2002: SPEAKING OF NOW. More or less a continuation of IMAGINARY DAY, but always with new material that advances the form, no matter what genre you wish to label it. Must listen tracks are Proof with its catchy melody played with chords, not single notes, a beautiful trumpet solo by Cuong Vu, a great piano solo, all in a complex composition; and The Gathering Sky, a straight jazz playing within an intricate composition.
OTHER NOTEWORTHY TRACKS:
Here is a must-listen BALLAD PLAYLIST. Pat Metheny expresses emotion in his ballads in a way very few musicians can. All tunes are available individually from itunes.
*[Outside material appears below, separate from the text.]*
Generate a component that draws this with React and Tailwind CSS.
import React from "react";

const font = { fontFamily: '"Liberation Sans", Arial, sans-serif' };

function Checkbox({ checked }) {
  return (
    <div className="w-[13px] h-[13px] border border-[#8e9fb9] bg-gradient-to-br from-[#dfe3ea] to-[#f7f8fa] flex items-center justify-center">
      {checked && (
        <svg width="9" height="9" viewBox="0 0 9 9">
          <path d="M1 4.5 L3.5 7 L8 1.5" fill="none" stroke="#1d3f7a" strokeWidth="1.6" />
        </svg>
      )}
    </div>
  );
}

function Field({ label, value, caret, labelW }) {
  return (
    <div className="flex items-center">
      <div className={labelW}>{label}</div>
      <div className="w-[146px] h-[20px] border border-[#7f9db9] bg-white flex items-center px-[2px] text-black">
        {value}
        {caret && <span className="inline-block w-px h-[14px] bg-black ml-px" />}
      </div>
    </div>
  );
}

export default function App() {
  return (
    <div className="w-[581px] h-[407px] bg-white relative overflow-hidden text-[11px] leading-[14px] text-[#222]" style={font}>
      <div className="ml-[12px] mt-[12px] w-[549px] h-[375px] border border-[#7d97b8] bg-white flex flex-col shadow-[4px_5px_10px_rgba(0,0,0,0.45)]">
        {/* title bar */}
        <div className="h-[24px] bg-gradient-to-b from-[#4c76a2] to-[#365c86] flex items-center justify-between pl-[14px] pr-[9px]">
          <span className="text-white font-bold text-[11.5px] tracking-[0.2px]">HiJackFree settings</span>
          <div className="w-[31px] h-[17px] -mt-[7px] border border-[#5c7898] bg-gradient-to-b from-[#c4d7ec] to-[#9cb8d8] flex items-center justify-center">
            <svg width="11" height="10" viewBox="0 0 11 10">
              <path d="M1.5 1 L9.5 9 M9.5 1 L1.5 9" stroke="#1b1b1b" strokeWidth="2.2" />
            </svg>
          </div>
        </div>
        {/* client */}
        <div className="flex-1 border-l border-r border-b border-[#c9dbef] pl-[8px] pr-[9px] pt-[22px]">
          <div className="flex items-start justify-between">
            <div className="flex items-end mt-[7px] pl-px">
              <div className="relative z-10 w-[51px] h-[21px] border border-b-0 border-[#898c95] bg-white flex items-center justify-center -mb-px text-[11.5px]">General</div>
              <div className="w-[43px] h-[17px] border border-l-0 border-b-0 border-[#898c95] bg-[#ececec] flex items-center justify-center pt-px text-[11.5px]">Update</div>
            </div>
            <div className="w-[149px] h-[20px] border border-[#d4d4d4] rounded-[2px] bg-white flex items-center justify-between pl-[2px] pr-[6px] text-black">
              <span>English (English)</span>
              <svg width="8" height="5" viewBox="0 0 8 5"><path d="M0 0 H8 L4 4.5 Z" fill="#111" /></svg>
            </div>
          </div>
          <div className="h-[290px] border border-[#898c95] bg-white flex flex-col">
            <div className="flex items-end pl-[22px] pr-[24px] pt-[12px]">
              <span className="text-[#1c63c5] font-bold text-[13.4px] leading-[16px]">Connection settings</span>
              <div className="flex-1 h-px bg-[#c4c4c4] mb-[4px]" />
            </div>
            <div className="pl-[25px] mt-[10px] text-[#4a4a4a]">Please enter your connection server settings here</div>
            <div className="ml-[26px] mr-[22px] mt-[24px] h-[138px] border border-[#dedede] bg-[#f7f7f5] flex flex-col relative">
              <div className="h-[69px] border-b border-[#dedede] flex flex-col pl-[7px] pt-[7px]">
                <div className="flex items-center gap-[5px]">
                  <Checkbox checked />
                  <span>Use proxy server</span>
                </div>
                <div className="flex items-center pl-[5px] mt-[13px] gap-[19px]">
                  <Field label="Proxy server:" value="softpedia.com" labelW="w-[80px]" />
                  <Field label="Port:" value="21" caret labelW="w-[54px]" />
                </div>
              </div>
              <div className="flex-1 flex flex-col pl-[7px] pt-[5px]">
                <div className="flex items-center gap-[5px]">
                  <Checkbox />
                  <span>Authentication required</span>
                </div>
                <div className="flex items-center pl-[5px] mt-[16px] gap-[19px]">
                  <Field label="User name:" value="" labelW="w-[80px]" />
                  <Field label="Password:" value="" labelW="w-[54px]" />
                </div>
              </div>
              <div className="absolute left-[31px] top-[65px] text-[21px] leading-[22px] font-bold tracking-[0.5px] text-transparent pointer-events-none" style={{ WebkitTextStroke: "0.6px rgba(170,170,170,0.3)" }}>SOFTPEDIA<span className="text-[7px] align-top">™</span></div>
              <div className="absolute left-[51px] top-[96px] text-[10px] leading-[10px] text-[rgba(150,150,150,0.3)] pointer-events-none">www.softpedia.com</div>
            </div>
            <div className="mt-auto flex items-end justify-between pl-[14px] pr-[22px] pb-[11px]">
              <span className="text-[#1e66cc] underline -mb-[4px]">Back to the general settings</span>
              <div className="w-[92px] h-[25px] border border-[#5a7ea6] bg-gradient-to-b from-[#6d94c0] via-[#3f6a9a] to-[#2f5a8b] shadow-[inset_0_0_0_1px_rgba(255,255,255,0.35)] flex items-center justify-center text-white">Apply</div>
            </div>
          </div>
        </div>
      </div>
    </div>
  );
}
· September Fifteenth (in memory of Bill Evans)
· In Her Family
· If I Could
· Farmer’s Trust
· The Road To You
· Letter From Home
· Always And Forever
· Tell Her You Saw Me
· Too Soon Tomorrow
· Another Life
· Seven Days
THE ROAD TO YOU (1993): This live recording improves upon Metheny’s first live album TRAVELS: It brings to the stage the tunes from STILL LIFE (TALKING) and LETTER FROM HOME. The entire album is superb. Must-listen tracks to compare with the studio versions are Have You Heard; The title tune, The Road To You, a beautiful ballad, is new material.
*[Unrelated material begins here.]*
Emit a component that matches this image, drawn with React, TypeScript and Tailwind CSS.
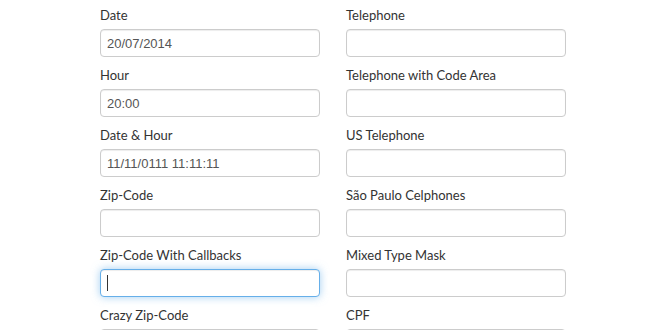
const LEFT = [
  { label: 'Date', value: '20/07/2014' },
  { label: 'Hour', value: '20:00' },
  { label: 'Date & Hour', value: '11/11/0111 11:11:11' },
  { label: 'Zip-Code', value: '' },
  { label: 'Zip-Code With Callbacks', value: '', focused: true },
  { label: 'Crazy Zip-Code', value: '' },
]

const RIGHT = [
  { label: 'Telephone', value: '' },
  { label: 'Telephone with Code Area', value: '' },
  { label: 'US Telephone', value: '' },
  { label: 'São Paulo Celphones', value: '' },
  { label: 'Mixed Type Mask', value: '' },
  { label: 'CPF', value: '' },
]

type Field = { label: string; value: string; focused?: boolean }

function FormField({ field }: { field: Field }) {
  return (
    <div className="flex flex-col">
      <label className="block h-5 leading-5 text-[13px] text-[#333]">{field.label}</label>
      <div
        className={
          field.focused
            ? 'mt-1 h-7 rounded-[4px] border border-[#66afe9] bg-white px-[6px] flex items-center shadow-[inset_0_1px_1px_rgba(0,0,0,0.075),0_0_8px_rgba(102,175,233,0.6)]'
            : 'mt-1 h-7 rounded-[4px] border border-[#ccc] bg-white px-[6px] flex items-center shadow-[inset_0_1px_1px_rgba(0,0,0,0.075)]'
        }
      >
        {field.focused ? (
          <span className="block w-px h-4 bg-[#333]" />
        ) : (
          <span
            className="text-[13px] text-[#555] leading-none"
            style={{ fontFamily: '"Liberation Sans", Arial, sans-serif' }}
          >
            {field.value}
          </span>
        )}
      </div>
    </div>
  )
}

export default function App() {
  return (
    <div
      className="w-[660px] h-[330px] overflow-hidden bg-white pt-[5px] pl-[100px]"
      style={{ fontFamily: 'Lato, "Noto Sans", sans-serif' }}
    >
      <div className="flex gap-[26px]">
        <div className="w-[220px] flex flex-col gap-2">
          {LEFT.map((f) => (
            <FormField key={f.label} field={f} />
          ))}
        </div>
        <div className="w-[220px] flex flex-col gap-2">
          {RIGHT.map((f) => (
            <FormField key={f.label} field={f} />
          ))}
        </div>
      </div>
    </div>
  )
}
ONE QUIET NIGHT (2003): Solo baritone guitar, a beautiful collection. Must-listen tracks are Song For The Boys, and the covers of Kieth Jarrett’s My Song, and the pop tune Ferry Cross The Mersey.
METHENY MEHLDAU (2006): Pat Metheny’s profound effect on Brad Mehldau’s early musical development, plus Metheny’s discovery of Mehldau’s brilliant piano playing once he started recording has produced this serious collaboration. The must-listen track is Metheny’s straight jazz tune Ring Of Life, a high energy quartet piece with Larry Grenadier on bass and the driving drum work of Jeff Ballard, intense piano and synth guitar solos.
Song For Bilbao. The version to listen to is off Michael Brecker’s TALES FROM THE HUDSON album. Pat’s synth guitar solo is not to be missed.